Tesla is flipping a long-standing safety script. Instead of waiting for an impact to trigger airbags, the latest 2025.32.3 software update introduces a Frontal Airbag System enhancement that can begin inflating airbags just before a crash happens. The idea is simple but ambitious: use the vehicle’s camera-based Tesla Vision system, working alongside the Full Self-Driving stack and traditional sensors, to recognize an unavoidable head-on collision and start protecting occupants a split second earlier.
Conventional airbag deployment relies on accelerometers and pressure sensors to fire only after the impact has begun. Tesla’s approach aims to change that paradigm by anticipating the collision, then initiating airbag inflation milliseconds in advance. By starting restraint earlier, the system is designed to cushion vital body areas, potentially reduce the severity of forces on occupants, and lower the risk of injuries such as whiplash.
Of course, predictive systems bring their own challenges. False positives are the primary concern: if the vehicle misidentifies a fast-approaching object that isn’t actually on a collision course, unnecessary airbag deployment could create risk instead of reducing it. To mitigate that, Tesla says the earlier inflation logic is limited to scenarios where a head-on crash appears unavoidable and still works in concert with the existing impact sensors that confirm a collision.

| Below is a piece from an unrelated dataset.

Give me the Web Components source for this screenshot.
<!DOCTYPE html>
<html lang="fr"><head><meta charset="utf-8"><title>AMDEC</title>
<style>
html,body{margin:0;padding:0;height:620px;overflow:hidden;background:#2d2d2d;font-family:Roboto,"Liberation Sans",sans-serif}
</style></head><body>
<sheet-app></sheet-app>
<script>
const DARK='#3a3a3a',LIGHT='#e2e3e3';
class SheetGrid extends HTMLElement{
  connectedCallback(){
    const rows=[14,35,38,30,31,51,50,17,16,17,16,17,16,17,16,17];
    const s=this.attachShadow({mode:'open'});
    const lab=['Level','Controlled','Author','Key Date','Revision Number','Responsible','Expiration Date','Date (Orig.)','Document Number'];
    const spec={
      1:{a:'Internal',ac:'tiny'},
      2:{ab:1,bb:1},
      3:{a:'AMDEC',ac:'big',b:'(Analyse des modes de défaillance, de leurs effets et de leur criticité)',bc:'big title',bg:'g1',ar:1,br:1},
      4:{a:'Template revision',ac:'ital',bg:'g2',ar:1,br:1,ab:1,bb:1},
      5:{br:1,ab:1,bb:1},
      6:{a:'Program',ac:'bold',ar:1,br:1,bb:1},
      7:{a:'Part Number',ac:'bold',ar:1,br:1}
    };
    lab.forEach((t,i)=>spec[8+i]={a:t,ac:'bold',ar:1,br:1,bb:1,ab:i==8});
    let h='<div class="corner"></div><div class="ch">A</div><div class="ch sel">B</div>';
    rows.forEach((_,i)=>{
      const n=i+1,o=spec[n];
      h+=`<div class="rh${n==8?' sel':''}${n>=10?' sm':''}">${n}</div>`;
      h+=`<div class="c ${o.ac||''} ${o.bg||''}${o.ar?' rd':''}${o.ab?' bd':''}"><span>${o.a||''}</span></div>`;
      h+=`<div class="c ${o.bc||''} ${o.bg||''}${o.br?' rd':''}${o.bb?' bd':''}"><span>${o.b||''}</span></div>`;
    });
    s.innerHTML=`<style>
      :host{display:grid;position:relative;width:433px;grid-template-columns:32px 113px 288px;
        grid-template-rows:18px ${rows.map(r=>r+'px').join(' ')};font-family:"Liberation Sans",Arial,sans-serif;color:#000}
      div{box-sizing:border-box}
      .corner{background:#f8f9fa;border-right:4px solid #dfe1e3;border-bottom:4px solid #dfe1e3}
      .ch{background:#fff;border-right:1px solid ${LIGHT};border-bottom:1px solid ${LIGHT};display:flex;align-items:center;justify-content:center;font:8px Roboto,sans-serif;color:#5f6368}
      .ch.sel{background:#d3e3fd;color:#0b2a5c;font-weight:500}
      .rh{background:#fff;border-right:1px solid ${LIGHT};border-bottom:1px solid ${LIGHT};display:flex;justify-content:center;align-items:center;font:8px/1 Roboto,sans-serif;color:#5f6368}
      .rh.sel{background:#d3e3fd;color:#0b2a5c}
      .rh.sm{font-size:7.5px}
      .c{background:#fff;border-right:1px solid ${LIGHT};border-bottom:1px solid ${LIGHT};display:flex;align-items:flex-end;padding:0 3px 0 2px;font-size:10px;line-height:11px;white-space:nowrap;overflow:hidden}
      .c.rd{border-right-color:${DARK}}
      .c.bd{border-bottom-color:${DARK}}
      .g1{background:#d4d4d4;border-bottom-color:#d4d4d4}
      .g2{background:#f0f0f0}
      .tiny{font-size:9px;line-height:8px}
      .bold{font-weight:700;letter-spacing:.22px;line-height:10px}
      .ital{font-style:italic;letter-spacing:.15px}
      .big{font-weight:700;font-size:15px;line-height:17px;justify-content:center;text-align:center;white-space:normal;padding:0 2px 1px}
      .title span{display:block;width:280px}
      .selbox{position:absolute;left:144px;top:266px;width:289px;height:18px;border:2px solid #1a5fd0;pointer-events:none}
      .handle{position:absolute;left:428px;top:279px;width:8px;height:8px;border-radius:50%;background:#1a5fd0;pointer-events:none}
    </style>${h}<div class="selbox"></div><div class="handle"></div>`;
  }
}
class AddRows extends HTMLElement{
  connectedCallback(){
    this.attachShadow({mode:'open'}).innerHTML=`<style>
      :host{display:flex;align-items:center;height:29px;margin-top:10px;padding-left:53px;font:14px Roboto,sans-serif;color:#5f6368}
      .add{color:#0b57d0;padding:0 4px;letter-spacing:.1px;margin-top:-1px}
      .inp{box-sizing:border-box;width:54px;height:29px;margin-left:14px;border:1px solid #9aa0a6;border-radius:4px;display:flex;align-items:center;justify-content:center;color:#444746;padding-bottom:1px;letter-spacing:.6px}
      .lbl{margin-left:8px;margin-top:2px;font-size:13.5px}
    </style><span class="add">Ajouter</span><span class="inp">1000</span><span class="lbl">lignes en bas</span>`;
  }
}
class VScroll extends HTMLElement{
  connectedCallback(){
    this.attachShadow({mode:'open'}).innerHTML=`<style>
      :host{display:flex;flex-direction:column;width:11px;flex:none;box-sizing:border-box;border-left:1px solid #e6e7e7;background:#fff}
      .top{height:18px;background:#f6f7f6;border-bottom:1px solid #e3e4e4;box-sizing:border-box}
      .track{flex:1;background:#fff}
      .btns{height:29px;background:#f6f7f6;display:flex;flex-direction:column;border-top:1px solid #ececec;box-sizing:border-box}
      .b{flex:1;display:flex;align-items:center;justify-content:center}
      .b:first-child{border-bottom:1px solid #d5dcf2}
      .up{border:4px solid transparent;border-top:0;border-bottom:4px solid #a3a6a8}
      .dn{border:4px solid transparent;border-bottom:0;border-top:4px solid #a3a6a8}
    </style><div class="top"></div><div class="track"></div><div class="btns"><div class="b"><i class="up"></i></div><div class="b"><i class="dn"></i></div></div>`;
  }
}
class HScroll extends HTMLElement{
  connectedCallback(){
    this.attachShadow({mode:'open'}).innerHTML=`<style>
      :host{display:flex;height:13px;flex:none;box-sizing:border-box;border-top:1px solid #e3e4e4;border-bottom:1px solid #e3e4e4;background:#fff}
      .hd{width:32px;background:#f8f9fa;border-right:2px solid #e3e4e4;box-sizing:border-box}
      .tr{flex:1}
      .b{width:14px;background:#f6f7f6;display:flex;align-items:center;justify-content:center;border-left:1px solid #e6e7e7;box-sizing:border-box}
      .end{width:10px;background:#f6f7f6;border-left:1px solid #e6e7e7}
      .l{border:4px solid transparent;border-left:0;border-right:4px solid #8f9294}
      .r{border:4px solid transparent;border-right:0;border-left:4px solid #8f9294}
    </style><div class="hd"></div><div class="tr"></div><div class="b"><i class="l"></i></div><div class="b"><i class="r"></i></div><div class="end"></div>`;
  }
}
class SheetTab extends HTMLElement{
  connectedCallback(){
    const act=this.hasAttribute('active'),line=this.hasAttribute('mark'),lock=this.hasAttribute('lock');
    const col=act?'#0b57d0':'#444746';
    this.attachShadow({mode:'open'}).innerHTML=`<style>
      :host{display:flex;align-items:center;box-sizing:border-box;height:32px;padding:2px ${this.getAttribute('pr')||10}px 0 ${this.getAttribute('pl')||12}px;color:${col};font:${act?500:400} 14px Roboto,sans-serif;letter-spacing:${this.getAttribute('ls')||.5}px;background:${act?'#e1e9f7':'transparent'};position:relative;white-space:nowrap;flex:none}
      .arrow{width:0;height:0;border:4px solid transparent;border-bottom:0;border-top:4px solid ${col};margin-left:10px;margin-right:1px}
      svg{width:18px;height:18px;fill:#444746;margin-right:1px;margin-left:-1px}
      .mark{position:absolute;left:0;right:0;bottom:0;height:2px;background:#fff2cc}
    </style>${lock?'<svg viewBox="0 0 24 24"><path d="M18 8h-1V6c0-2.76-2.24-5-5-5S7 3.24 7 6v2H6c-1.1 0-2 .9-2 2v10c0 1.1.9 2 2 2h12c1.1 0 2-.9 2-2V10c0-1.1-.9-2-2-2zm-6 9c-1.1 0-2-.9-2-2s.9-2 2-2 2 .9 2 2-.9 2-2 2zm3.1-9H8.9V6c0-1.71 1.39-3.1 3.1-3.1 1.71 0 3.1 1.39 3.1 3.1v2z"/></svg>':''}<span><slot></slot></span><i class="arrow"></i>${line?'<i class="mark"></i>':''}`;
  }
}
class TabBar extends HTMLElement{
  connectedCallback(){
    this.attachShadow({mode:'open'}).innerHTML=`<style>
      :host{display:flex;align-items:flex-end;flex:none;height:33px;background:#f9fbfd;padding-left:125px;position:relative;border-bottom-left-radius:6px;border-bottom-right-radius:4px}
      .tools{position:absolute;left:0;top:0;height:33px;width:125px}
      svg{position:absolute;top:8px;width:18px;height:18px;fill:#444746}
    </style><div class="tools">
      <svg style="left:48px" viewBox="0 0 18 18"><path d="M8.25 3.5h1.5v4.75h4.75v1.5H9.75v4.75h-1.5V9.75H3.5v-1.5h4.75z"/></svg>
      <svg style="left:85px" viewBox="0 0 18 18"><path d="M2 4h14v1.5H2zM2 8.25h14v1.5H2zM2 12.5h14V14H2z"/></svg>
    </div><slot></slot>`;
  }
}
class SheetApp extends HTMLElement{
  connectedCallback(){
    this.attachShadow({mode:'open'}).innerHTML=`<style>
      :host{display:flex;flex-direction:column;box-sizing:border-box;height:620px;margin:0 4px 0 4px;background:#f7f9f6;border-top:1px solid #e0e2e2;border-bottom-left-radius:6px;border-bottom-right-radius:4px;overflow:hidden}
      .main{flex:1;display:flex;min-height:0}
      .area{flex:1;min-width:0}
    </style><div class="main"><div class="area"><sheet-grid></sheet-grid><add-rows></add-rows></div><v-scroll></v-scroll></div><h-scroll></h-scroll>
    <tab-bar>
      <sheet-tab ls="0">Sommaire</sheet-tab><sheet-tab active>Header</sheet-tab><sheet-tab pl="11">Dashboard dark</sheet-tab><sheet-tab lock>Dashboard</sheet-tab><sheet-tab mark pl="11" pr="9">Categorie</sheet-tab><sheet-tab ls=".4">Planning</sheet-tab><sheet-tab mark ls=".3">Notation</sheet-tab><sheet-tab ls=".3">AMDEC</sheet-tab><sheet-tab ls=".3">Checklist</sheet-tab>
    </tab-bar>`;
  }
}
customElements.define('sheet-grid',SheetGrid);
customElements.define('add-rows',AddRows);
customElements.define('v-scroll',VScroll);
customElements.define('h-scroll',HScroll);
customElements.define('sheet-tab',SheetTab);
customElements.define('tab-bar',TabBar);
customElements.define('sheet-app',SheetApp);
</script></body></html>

The company’s vehicles routinely score top marks in safety testing, and this feature attempts to push protection even further by merging camera perception with restraint timing. The cameras placed around the vehicle provide a wider view of the road than a single front sensor, allowing the software to gauge closing speeds and trajectories in real time, then coordinate with the airbag control unit to act at the crucial moment.
Rollout is coming over the air to Model Y and Model 3 built from 2022 onward. As with many software-driven safety upgrades, the real measure will be performance in the field over time. If the system consistently distinguishes truly unavoidable impacts from near misses, earlier airbag inflation could become the next benchmark for pre-crash occupant protection in mainstream vehicles.